**RAW DATA**
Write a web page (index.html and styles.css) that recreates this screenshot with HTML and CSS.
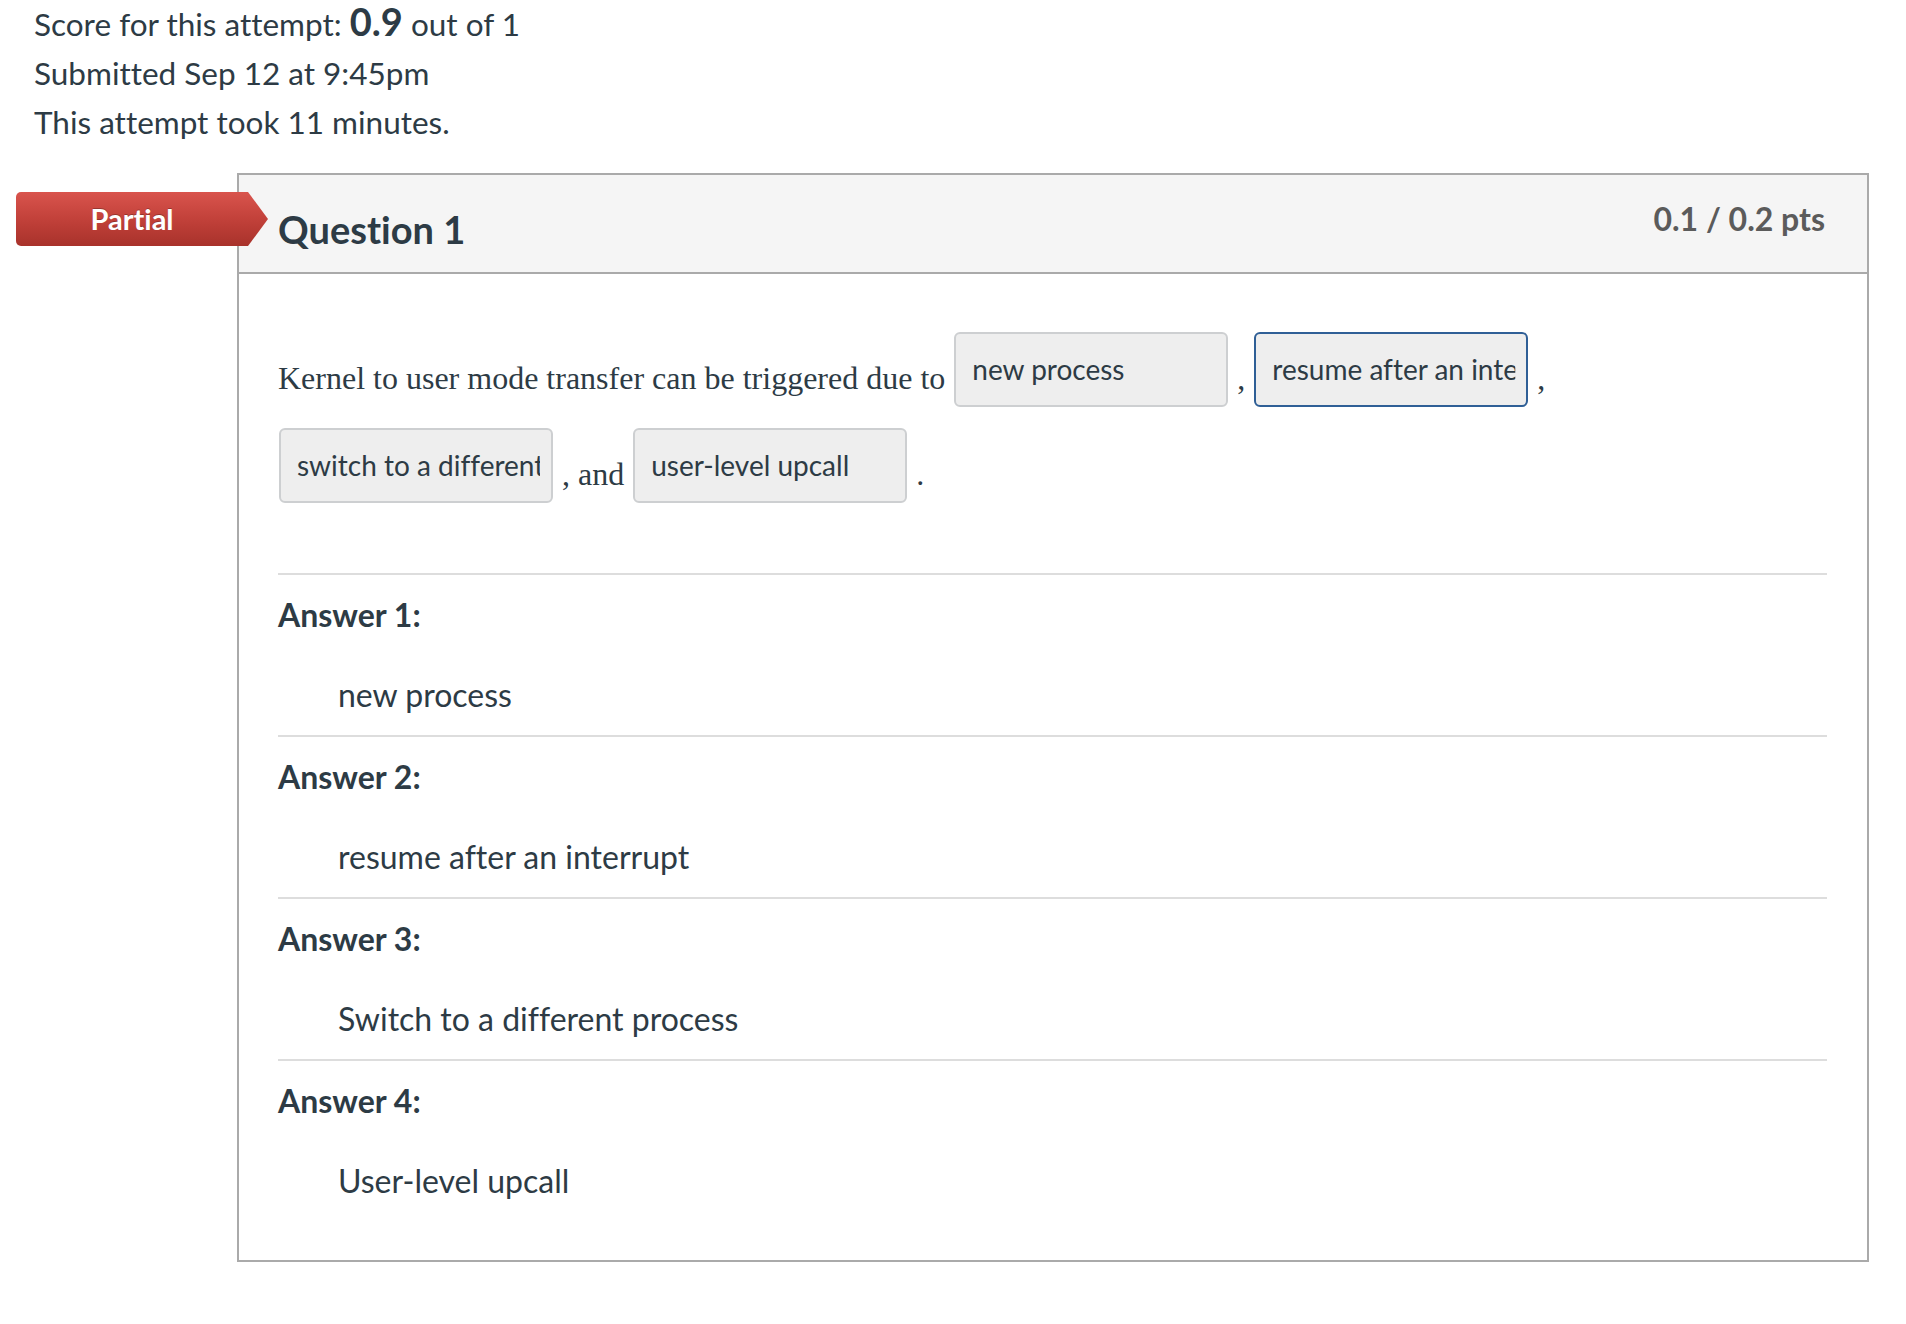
FILE: index.html
```
<!DOCTYPE html>
<html lang="en">
<head>
<meta charset="utf-8">
<title>Quiz result</title>
<link rel="stylesheet" href="styles.css">
</head>
<body>
<div class="summary">
  <div class="summary-line">Score for this attempt: <span class="score">0.9</span> out of 1</div>
  <div class="summary-line">Submitted Sep 12 at 9:45pm</div>
  <div class="summary-line">This attempt took 11 minutes.</div>
</div>

<div class="question-wrap">
  <div class="badge">Partial</div>
  <div class="question">
    <div class="q-header">
      <h2 class="q-title">Question 1</h2>
      <span class="q-points">0.1 / 0.2 pts</span>
    </div>
    <div class="q-body">
      <p class="q-text">Kernel to user mode transfer can be triggered due to <span class="blank"><span class="blank-text">new process</span></span> , <span class="blank blank-active"><span class="blank-text">resume after an interrupt</span></span> , <span class="blank"><span class="blank-text">switch to a different process</span></span> , and <span class="blank"><span class="blank-text">user-level upcall</span></span> .</p>
      <div class="answers">
        <div class="answer">
          <div class="answer-label">Answer 1:</div>
          <div class="answer-value">new process</div>
        </div>
        <div class="answer">
          <div class="answer-label">Answer 2:</div>
          <div class="answer-value">resume after an interrupt</div>
        </div>
        <div class="answer">
          <div class="answer-label">Answer 3:</div>
          <div class="answer-value">Switch to a different process</div>
        </div>
        <div class="answer">
          <div class="answer-label">Answer 4:</div>
          <div class="answer-value">User-level upcall</div>
        </div>
      </div>
    </div>
  </div>
</div>
</body>
</html>
```

FILE: styles.css
```
html, body {
  margin: 0;
  padding: 0;
  background: #ffffff;
}

body {
  font-family: Lato, "Open Sans", "Liberation Sans", sans-serif;
  color: #2d3b45;
  font-variant-ligatures: no-common-ligatures;
}

.summary {
  padding: 0 0 0 34px;
  font-size: 31.5px;
  line-height: 49px;
}

.score {
  font-weight: bold;
  font-size: 38px;
  line-height: 1;
}

.question-wrap {
  position: relative;
  margin-top: 26px;
  padding-left: 237px;
}

.badge {
  position: absolute;
  left: 16px;
  top: 19px;
  width: 252px;
  height: 54px;
  box-sizing: border-box;
  padding-right: 20px;
  border-radius: 5px 0 0 5px;
  background: linear-gradient(to bottom, #d9544d 0%, #c2413a 50%, #a8322b 100%);
  clip-path: polygon(0 0, calc(100% - 20px) 0, 100% 50%, calc(100% - 20px) 100%, 0 100%);
  color: #ffffff;
  font-size: 29px;
  font-weight: bold;
  line-height: 54px;
  text-align: center;
  text-shadow: 0 -1px 0 rgba(0, 0, 0, 0.25);
  z-index: 2;
}

.question {
  width: 1632px;
  box-sizing: border-box;
  border: 2px solid #aaaaaa;
}

.q-header {
  display: flex;
  justify-content: space-between;
  align-items: flex-start;
  height: 97px;
  padding: 0 42px 0 39px;
  background: #f5f5f5;
  border-bottom: 2px solid #aaaaaa;
}

.q-title {
  margin: 30px 0 0 0;
  font-size: 38px;
  line-height: 48px;
  font-weight: bold;
  color: #2d3b45;
}

.q-points {
  margin-top: 20px;
  font-size: 32px;
  line-height: 48px;
  font-weight: bold;
  color: #5b5b5b;
}

.q-body {
  padding: 0 40px 39px 39px;
}

.q-text {
  margin: 56px 0 0 0;
  font-family: "Liberation Serif", "Times New Roman", serif;
  font-size: 32px;
  line-height: 96px;
  color: #2d3b45;
}

.blank {
  display: inline-block;
  width: 274px;
  height: 75px;
  box-sizing: border-box;
  margin: 0 1px;
  padding: 0 11px 0 16px;
  border: 2px solid #cdcfd1;
  border-radius: 6px;
  background: #eeeeee;
  vertical-align: 9px;
  font-family: Lato, "Open Sans", "Liberation Sans", sans-serif;
  font-size: 28px;
  line-height: 71px;
  color: #2d3b45;
}

.blank-active {
  border-color: #2f5f96;
}

.blank-text {
  display: block;
  white-space: nowrap;
  clip-path: inset(0);
}

.answers {
  margin-top: 51px;
}

.answer {
  border-top: 2px solid #dddddd;
  padding: 16px 0;
}

.answer-label {
  font-size: 32px;
  line-height: 48px;
  font-weight: bold;
}

.answer-value {
  margin-top: 32px;
  padding-left: 60px;
  font-size: 32px;
  line-height: 48px;
}
```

**REQUEST**
The listing above must be printed again exactly, minus its pictures.

**RESULT OF THE TASK**
Write a web page (index.html and styles.css) that recreates this screenshot with HTML and CSS.
FILE: index.html
```
<!DOCTYPE html>
<html lang="en">
<head>
<meta charset="utf-8">
<title>Quiz result</title>
<link rel="stylesheet" href="styles.css">
</head>
<body>
<div class="summary">
  <div class="summary-line">Score for this attempt: <span class="score">0.9</span> out of 1</div>
  <div class="summary-line">Submitted Sep 12 at 9:45pm</div>
  <div class="summary-line">This attempt took 11 minutes.</div>
</div>

<div class="question-wrap">
  <div class="badge">Partial</div>
  <div class="question">
    <div class="q-header">
      <h2 class="q-title">Question 1</h2>
      <span class="q-points">0.1 / 0.2 pts</span>
    </div>
    <div class="q-body">
      <p class="q-text">Kernel to user mode transfer can be triggered due to <span class="blank"><span class="blank-text">new process</span></span> , <span class="blank blank-active"><span class="blank-text">resume after an interrupt</span></span> , <span class="blank"><span class="blank-text">switch to a different process</span></span> , and <span class="blank"><span class="blank-text">user-level upcall</span></span> .</p>
      <div class="answers">
        <div class="answer">
          <div class="answer-label">Answer 1:</div>
          <div class="answer-value">new process</div>
        </div>
        <div class="answer">
          <div class="answer-label">Answer 2:</div>
          <div class="answer-value">resume after an interrupt</div>
        </div>
        <div class="answer">
          <div class="answer-label">Answer 3:</div>
          <div class="answer-value">Switch to a different process</div>
        </div>
        <div class="answer">
          <div class="answer-label">Answer 4:</div>
          <div class="answer-value">User-level upcall</div>
        </div>
      </div>
    </div>
  </div>
</div>
</body>
</html>
```

FILE: styles.css
```
html, body {
  margin: 0;
  padding: 0;
  background: #ffffff;
}

body {
  font-family: Lato, "Open Sans", "Liberation Sans", sans-serif;
  color: #2d3b45;
  font-variant-ligatures: no-common-ligatures;
}

.summary {
  padding: 0 0 0 34px;
  font-size: 31.5px;
  line-height: 49px;
}

.score {
  font-weight: bold;
  font-size: 38px;
  line-height: 1;
}

.question-wrap {
  position: relative;
  margin-top: 26px;
  padding-left: 237px;
}

.badge {
  position: absolute;
  left: 16px;
  top: 19px;
  width: 252px;
  height: 54px;
  box-sizing: border-box;
  padding-right: 20px;
  border-radius: 5px 0 0 5px;
  background: linear-gradient(to bottom, #d9544d 0%, #c2413a 50%, #a8322b 100%);
  clip-path: polygon(0 0, calc(100% - 20px) 0, 100% 50%, calc(100% - 20px) 100%, 0 100%);
  color: #ffffff;
  font-size: 29px;
  font-weight: bold;
  line-height: 54px;
  text-align: center;
  text-shadow: 0 -1px 0 rgba(0, 0, 0, 0.25);
  z-index: 2;
}

.question {
  width: 1632px;
  box-sizing: border-box;
  border: 2px solid #aaaaaa;
}

.q-header {
  display: flex;
  justify-content: space-between;
  align-items: flex-start;
  height: 97px;
  padding: 0 42px 0 39px;
  background: #f5f5f5;
  border-bottom: 2px solid #aaaaaa;
}

.q-title {
  margin: 30px 0 0 0;
  font-size: 38px;
  line-height: 48px;
  font-weight: bold;
  color: #2d3b45;
}

.q-points {
  margin-top: 20px;
  font-size: 32px;
  line-height: 48px;
  font-weight: bold;
  color: #5b5b5b;
}

.q-body {
  padding: 0 40px 39px 39px;
}

.q-text {
  margin: 56px 0 0 0;
  font-family: "Liberation Serif", "Times New Roman", serif;
  font-size: 32px;
  line-height: 96px;
  color: #2d3b45;
}

.blank {
  display: inline-block;
  width: 274px;
  height: 75px;
  box-sizing: border-box;
  margin: 0 1px;
  padding: 0 11px 0 16px;
  border: 2px solid #cdcfd1;
  border-radius: 6px;
  background: #eeeeee;
  vertical-align: 9px;
  font-family: Lato, "Open Sans", "Liberation Sans", sans-serif;
  font-size: 28px;
  line-height: 71px;
  color: #2d3b45;
}

.blank-active {
  border-color: #2f5f96;
}

.blank-text {
  display: block;
  white-space: nowrap;
  clip-path: inset(0);
}

.answers {
  margin-top: 51px;
}

.answer {
  border-top: 2px solid #dddddd;
  padding: 16px 0;
}

.answer-label {
  font-size: 32px;
  line-height: 48px;
  font-weight: bold;
}

.answer-value {
  margin-top: 32px;
  padding-left: 60px;
  font-size: 32px;
  line-height: 48px;
}
```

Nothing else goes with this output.